One such prediction was made by Reg Lascaris, President of the Africa, Middle East and Mediterranean region of the TBWA global advertising group and founding partner of TBWA Hunt Lascaris, South Africa. He was quoted in a recent edition of the Weekend Argus as saying that digital media and a conversation with customers will replace command and control (or as Dave Duarte puts it, "megaphone tactics") marketing. On the one hand he is absolutely correct. Digital media is becoming (and in some parts of the world already has become) a significant medium as broadband becomes more prevalent. In addition, customers are growing weary of being on the receiving end of whatever it is marketers feel they should know about and want to be part of a conversation about the products and services being marketed to them. This is not, however, anything new. Way back in 1999 or 2000 there was a book called "The Cluetrain Manifesto" which started with the notion that markets are conversations. This book should be required reading for everyone involved in marketing (my brother is a marketing and communications student and he had to read this book for his course).

The notion that markets are conversations is the philosophical foundation of social media in general and publishing platforms like blogs in particular. You just have to look at blogs like GM’s Fastlane blog (this has been cited as an example so many times it has become a cliche) as examples of how customers want to talk back to the companies that make the things they are passionate about and perhaps even get involved in how those products and services are designed. The customer’s voice is a loud voice and anyone who doesn’t listen is sunk. Once again, these are not new concepts but they sound more impressive when they are part of a prediction about the year ahead.

According to Dave, the Weekend Argus article made a few important points:

1. Dialogue over Monologue
Weve been saying this over and over again, and it seems that the mainstream may be catching the ClueTrain, at last: Telling aint selling! Listening and responding according to what your customer tells you is the way forward.
2. There is no alternative
Digital media is no-longer on the fringe – and advertising budgets must start to reflect this. More than 50% of media spend should be allocated to digital (cellular and online).
3. Media in the Middle
Because media is becoming increasingly fragmented, agencies need to provide an integration and connection service between client and the server (of media). Thus agencies will help clients make sense of the micro-media fragments that are populating our universe.

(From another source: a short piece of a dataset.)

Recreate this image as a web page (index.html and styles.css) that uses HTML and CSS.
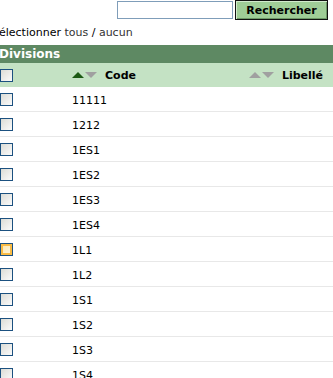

Don’t get me wrong, my sarcasm is not aimed at the content of the predictions. I believe they are totally correct. What rubs me the wrong way is when someone leaps up onto a soapbox and makes bold predictions about world-changing technologies/trends as if he/she invented them. The notion of a market as a conversation is as old as trade. If anything, we have probably tended to move away from the idea of a market as a conversation as our markets have increased in size and mass marketing came to the fore. The big advantage of the Web now is that it enables us to revert back to conversational marketing because we can reach both a large audience and individuals through the same medium. Basically, we have come so far, technologically, that we can now go back to the way things were done back in the day when a market was a bunch of stalls along a muddy street.

On the other hand, I applaud the fact that someone as influential as Reg Lascaris has joined the stream of personalities promoting the social Web/new media/Web 2.0 movement. Dave says it well:

OK¦ this might not be anything new for long-time readers of this blog, but I get a warm cushy feeling to have these ideas affirmed by someone like Reg, who is widely known and respected throughout the SA marketing industry. Were at that nexus point, and things are about to tip onto the geekier side of marketing;)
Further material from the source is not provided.